====== Available data
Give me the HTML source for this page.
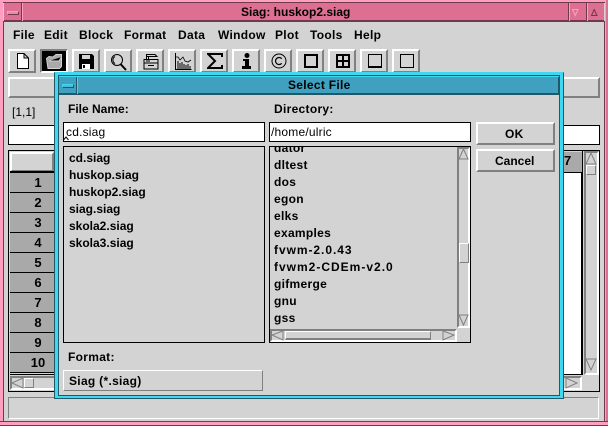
<!DOCTYPE html>
<html><head><meta charset="utf-8"><style>
html,body{margin:0;padding:0}
body{width:608px;height:426px;overflow:hidden;background:#d3d3d3;position:relative;font:bold 12px/14px "Liberation Sans",sans-serif;color:#000}
div,span,svg{position:absolute;box-sizing:border-box}
span{white-space:nowrap}
.b{border:2px solid;border-color:#fff #808080 #808080 #fff;background:#d3d3d3}
.k{border:1px solid #000}
.w{background:#fff}
.n{font-weight:normal}
.r{left:10px;width:44px;height:20px;background:#a9a9a9;border-bottom:1px solid #000;text-align:center;line-height:19px;padding-left:12px;font-size:13px}
.t{letter-spacing:.3px}
.a path{fill:#d3d3d3;stroke:#808080}
</style></head><body>

<!-- main window frame -->
<div style="left:0;top:0;width:608px;height:426px;background:#d3d3d3"></div>
<div style="left:0;top:0;width:608px;height:3px;background:#ff9ec0"></div>
<div style="left:0;top:2px;width:608px;height:1px;background:#703a4c"></div>
<div style="left:0;top:0;width:3px;height:426px;background:#ff9ec0"></div>
<div style="left:3px;top:21px;width:1px;height:400px;background:#703a4c"></div>
<div style="left:605px;top:0;width:3px;height:426px;background:#dd7092;border-left:1px solid #ff9ec0"></div>
<div style="left:604px;top:21px;width:1px;height:400px;background:#703a4c"></div>
<div style="left:0;top:421px;width:608px;height:5px;background:#ff9ec0;border-top:1px solid #703a4c;border-bottom:1px solid #703a4c"></div>

<!-- titlebar -->
<div style="left:4px;top:3px;width:600px;height:19px;background:#dd7092;border-bottom:2px solid #703a4c"></div>
<div style="left:21px;top:3px;width:1px;height:18px;background:#703a4c"></div>
<div style="left:22px;top:3px;width:1px;height:18px;background:#ff9ec0"></div>
<div style="left:7px;top:11px;width:12px;height:4px;background:#e88aa8;border:1px solid;border-color:#ff9ec0 #703a4c #703a4c #ff9ec0"></div>
<span style="left:241px;top:5px;font-size:12px;line-height:15px">Siag: huskop2.siag</span>
<div style="left:568px;top:3px;width:1px;height:18px;background:#703a4c"></div>
<div style="left:569px;top:3px;width:1px;height:18px;background:#ff9ec0"></div>
<div style="left:586px;top:3px;width:1px;height:18px;background:#703a4c"></div>
<div style="left:587px;top:3px;width:1px;height:18px;background:#ff9ec0"></div>
<svg style="left:572px;top:9px" width="32" height="8"><path d="M.5.5H6L3.2 6.5z" fill="none" stroke="#ff9ec0"/><path d="M19.5 6.5H25L22.2.5z" fill="none" stroke="#703a4c"/></svg>

<!-- menu -->
<span class="t" style="left:13px;top:28px">File</span>
<span class="t" style="left:44px;top:28px">Edit</span>
<span class="t" style="left:79px;top:28px">Block</span>
<span class="t" style="left:124px;top:28px">Format</span>
<span class="t" style="left:178px;top:28px">Data</span>
<span class="t" style="left:218px;top:28px">Window</span>
<span class="t" style="left:275px;top:28px">Plot</span>
<span class="t" style="left:310px;top:28px">Tools</span>
<span class="t" style="left:354px;top:28px">Help</span>

<!-- toolbar -->
<div class="b" style="left:8px;top:49px;width:28px;height:24px"><svg style="left:6px;top:2px" width="14" height="16"><path d="M1.5.5H8L12.5 5V15.5H1.5zM8 .5V5H12.5" fill="#fff" stroke="#000"/></svg></div>
<div style="left:40px;top:49px;width:28px;height:24px;border:2px solid;border-color:#808080 #fff #fff #808080;background:#000"><svg style="left:4px;top:2px" width="18" height="17"><path d="M2 15.5L.5 5.5 3 3.5 7 4 10 1.5 15.5 1.5V13.5L13.5 15.5z M3 8H13L15.5 4" fill="#a9a9a9" stroke="#d3d3d3"/></svg></div>
<div class="b" style="left:72px;top:49px;width:28px;height:24px"><svg style="left:5px;top:3px" width="15" height="15"><path d="M0 0H13L15 2V15H0z" fill="#000"/><path d="M3 1H11V5H3z" fill="#d3d3d3"/><path d="M3 10H11V15H3z" fill="#fff"/><path d="M4 11H6V14H4z"/></svg></div>
<div class="b" style="left:104px;top:49px;width:28px;height:24px"><svg style="left:4px;top:2px" width="18" height="18"><circle cx="7" cy="7" r="5.5" fill="none" stroke="#000"/><path d="M5 3.5A4 4 0 0 0 5 10.5" fill="none" stroke="#000"/><path d="M10.5 11L16 17" stroke="#000" stroke-width="2"/></svg></div>
<div class="b" style="left:136px;top:49px;width:28px;height:24px"><svg style="left:5px;top:2px" width="16" height="18"><path d="M3.5 6V1.5H12L14 3.5H5.5V6M1 6.5H15V16H1z M1 10H15 M4 3.5H10" fill="none" stroke="#000"/><path d="M3 8H7" stroke="#000"/><path d="M5 12.5H11" stroke="#000"/></svg></div>
<div class="b" style="left:168px;top:49px;width:28px;height:24px"><svg style="left:5px;top:2px" width="17" height="17"><path d="M.5 0V16.5H16.5" fill="none" stroke="#000"/><path d="M1 4L3 4 5 7 8 4 10 8 13 9 16 7" fill="none" stroke="#000" stroke-width=".8"/><path d="M3 16V8M5 16V10M7 16V9M9 16V11M11 16V12M13 16V11M15 16V13" stroke="#000"/></svg></div>
<div class="b" style="left:200px;top:49px;width:28px;height:24px"><svg style="left:5px;top:2px" width="16" height="16"><path d="M15 4V1H1L8 8 1 15H15V12" fill="none" stroke="#000" stroke-width="2"/></svg></div>
<div class="b" style="left:232px;top:49px;width:28px;height:24px"><svg style="left:6px;top:2px" width="14" height="16"><circle cx="7" cy="2.5" r="2.5"/><path d="M3 6H9V13H11V16H2V13H5V8H3z"/></svg></div>
<div class="b" style="left:264px;top:49px;width:28px;height:24px"><svg style="left:5px;top:2px" width="16" height="16"><circle cx="8" cy="8" r="7" fill="none" stroke="#000"/><path d="M10.7 5.7A3.5 3.5 0 1 0 10.7 10.3" fill="none" stroke="#000" stroke-width="1.2"/></svg></div>
<div class="b" style="left:296px;top:49px;width:28px;height:24px"><div style="left:6px;top:3px;width:14px;height:14px;border:2px solid #000"></div></div>
<div class="b" style="left:328px;top:49px;width:28px;height:24px"><div style="left:6px;top:3px;width:14px;height:14px;border:2px solid #000"></div><div style="left:12px;top:3px;width:2px;height:14px;background:#000"></div><div style="left:6px;top:9px;width:14px;height:2px;background:#000"></div></div>
<div class="b" style="left:360px;top:49px;width:28px;height:24px"><div style="left:6px;top:3px;width:14px;height:14px;border:1px solid #000;border-bottom:2px solid #000"></div></div>
<div class="b" style="left:392px;top:49px;width:28px;height:24px"><div style="left:6px;top:3px;width:14px;height:14px;border:1px solid #000"></div></div>

<!-- second row, behind dialog -->
<div class="b" style="left:8px;top:77px;width:592px;height:21px"></div>
<span class="n" style="left:12px;top:105px">[1,1]</span>
<div class="k w" style="left:8px;top:125px;width:592px;height:20px"></div>

<!-- grid -->
<div class="k" style="left:8px;top:150px;width:592px;height:242px"></div>
<div class="b" style="left:10px;top:152px;width:44px;height:20px;border-bottom-width:2px"></div>
<div style="left:10px;top:171px;width:572px;height:2px;background:#000"></div>
<div class="r" style="top:173px">1</div>
<div class="r" style="top:193px">2</div>
<div class="r" style="top:213px">3</div>
<div class="r" style="top:233px">4</div>
<div class="r" style="top:253px">5</div>
<div class="r" style="top:273px">6</div>
<div class="r" style="top:293px">7</div>
<div class="r" style="top:313px">8</div>
<div class="r" style="top:333px">9</div>
<div class="r" style="top:353px">10</div>
<div style="left:10px;top:374px;width:572px;height:1px;background:#000"></div>
<div style="left:564px;top:152px;width:18px;height:20px;background:#a9a9a9"><span style="left:0;top:2px;font-size:13px">7</span></div>
<div style="left:564px;top:173px;width:18px;height:202px;background:#fff;border-right:1px solid #000;border-bottom:1px solid #000"></div>
<div style="left:582px;top:150px;width:1px;height:225px;background:#000"></div>
<!-- main scrollbars -->
<div style="left:584px;top:151px;width:15px;height:224px;border:2px solid;border-color:#808080 #fff #fff #808080"></div>
<svg class="a" style="left:585px;top:152px" width="14" height="14"><path d="M1 12L6 1 11 12z"/></svg>
<div class="b" style="left:586px;top:165px;width:10px;height:10px;border-width:1px"></div>
<svg class="a" style="left:585px;top:358px" width="14" height="14"><path d="M1 1L6 12 11 1z"/></svg>
<div style="left:10px;top:376px;width:572px;height:14px;border:2px solid;border-color:#808080 #fff #fff #808080"></div>
<svg class="a" style="left:11px;top:377px" width="14" height="12"><path d="M12 1L1 6 12 11z"/></svg>
<div class="b" style="left:24px;top:378px;width:10px;height:10px;border-width:1px"></div>
<svg class="a" style="left:565px;top:377px" width="14" height="12"><path d="M1 1L12 6 1 11z"/></svg>

<div style="left:8px;top:397px;width:591px;height:22px;border:1px solid;border-color:#808080 #fff #fff #808080"></div>

<!-- dialog -->
<div style="left:54px;top:72px;width:510px;height:327px;background:#d3d3d3;border:1px solid #205868;border-top-color:#40d8f0"></div>
<div style="left:55px;top:73px;width:508px;height:325px;border:3px solid #40d8f0"></div>
<div style="left:58px;top:75px;width:502px;height:321px;border:1px solid #205868"></div>
<div style="left:59px;top:76px;width:500px;height:1px;background:#40d8f0"></div>
<div style="left:59px;top:77px;width:500px;height:18px;background:#40a0c0;border-bottom:2px solid #205868;border-right:1px solid #205868"></div>
<div style="left:76px;top:77px;width:1px;height:17px;background:#205868"></div>
<div style="left:77px;top:77px;width:1px;height:17px;background:#40d8f0"></div>
<div style="left:62px;top:84px;width:12px;height:4px;background:#50b8d8;border:1px solid;border-color:#40d8f0 #205868 #205868 #40d8f0"></div>
<span class="t" style="left:288px;top:78px;font-size:12px">Select File</span>

<span style="left:68px;top:102px">File Name:</span>
<span class="t" style="left:274px;top:102px">Directory:</span>

<div class="k w" style="left:63px;top:122px;width:202px;height:20px"></div>
<span class="n" style="left:66px;top:125px;letter-spacing:.2px">cd.siag</span>
<svg style="left:63px;top:136px" width="7" height="5"><path d="M.5 4L3 1 5.5 4" fill="none" stroke="#000"/></svg>
<div class="k w" style="left:269px;top:122px;width:202px;height:20px"></div>
<span class="n" style="left:271px;top:125px;letter-spacing:.2px">/home/ulric</span>

<div class="b" style="left:476px;top:122px;width:79px;height:23px"></div>
<span class="t" style="left:505px;top:127px">OK</span>
<div class="b" style="left:476px;top:149px;width:79px;height:23px"></div>
<span style="left:495px;top:154px">Cancel</span>

<div class="k" style="left:63px;top:146px;width:202px;height:197px"></div>
<span style="left:69px;top:151px">cd.siag</span>
<span style="left:69px;top:168px">huskop.siag</span>
<span style="left:69px;top:185px">huskop2.siag</span>
<span style="left:69px;top:202px">siag.siag</span>
<span style="left:69px;top:219px">skola2.siag</span>
<span style="left:69px;top:236px">skola3.siag</span>

<div style="left:270px;top:147px;width:187px;height:182px;overflow:hidden">
<span class="t" style="left:4px;top:-6px">dator</span>
<span class="t" style="left:4px;top:11px">dltest</span>
<span class="t" style="left:4px;top:28px">dos</span>
<span class="t" style="left:4px;top:45px">egon</span>
<span class="t" style="left:4px;top:62px">elks</span>
<span class="t" style="left:4px;top:79px">examples</span>
<span style="left:4px;top:96px;letter-spacing:.95px">fvwm-2.0.43</span>
<span style="left:4px;top:113px;letter-spacing:1px">fvwm2-CDEm-v2.0</span>
<span class="t" style="left:4px;top:130px">gifmerge</span>
<span class="t" style="left:4px;top:147px">gnu</span>
<span class="t" style="left:4px;top:164px">gss</span>
</div>
<div class="k" style="left:269px;top:146px;width:202px;height:197px"></div>
<div style="left:457px;top:147px;width:13px;height:181px;border:2px solid;border-color:#808080 #fff #fff #808080"></div>
<div style="left:270px;top:329px;width:187px;height:13px;border:2px solid;border-color:#808080 #fff #fff #808080"></div>
<svg class="a" style="left:458px;top:148px" width="12" height="13"><path d="M1 11L5.5 1 10 11z"/></svg>
<svg class="a" style="left:458px;top:314px" width="12" height="13"><path d="M1 1L5.5 11 10 1z"/></svg>
<div class="b" style="left:459px;top:243px;width:10px;height:20px;border-width:1px"></div>
<svg class="a" style="left:271px;top:330px" width="14" height="11"><path d="M12 1L1 5 12 10z"/></svg>
<svg class="a" style="left:442px;top:330px" width="14" height="11"><path d="M1 1L12 5 1 10z"/></svg>
<div class="b" style="left:285px;top:331px;width:146px;height:9px;border-width:1px 1px 2px 1px"></div>

<span class="t" style="left:68px;top:350px">Format:</span>
<div style="left:63px;top:370px;width:200px;height:21px;border:1px solid;border-color:#fff #808080 #808080 #fff"></div>
<span class="t" style="left:69px;top:374px">Siag (*.siag)</span>
</body></html>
============
Repeat the lines exactly as they stand, from the opening line of the data through the line with "</style></head><body>". Pictures stay out of the copy.

▶ Exercise solution
Give me the HTML source for this page.
<!DOCTYPE html>
<html><head><meta charset="utf-8"><style>
html,body{margin:0;padding:0}
body{width:608px;height:426px;overflow:hidden;background:#d3d3d3;position:relative;font:bold 12px/14px "Liberation Sans",sans-serif;color:#000}
div,span,svg{position:absolute;box-sizing:border-box}
span{white-space:nowrap}
.b{border:2px solid;border-color:#fff #808080 #808080 #fff;background:#d3d3d3}
.k{border:1px solid #000}
.w{background:#fff}
.n{font-weight:normal}
.r{left:10px;width:44px;height:20px;background:#a9a9a9;border-bottom:1px solid #000;text-align:center;line-height:19px;padding-left:12px;font-size:13px}
.t{letter-spacing:.3px}
.a path{fill:#d3d3d3;stroke:#808080}
</style></head><body>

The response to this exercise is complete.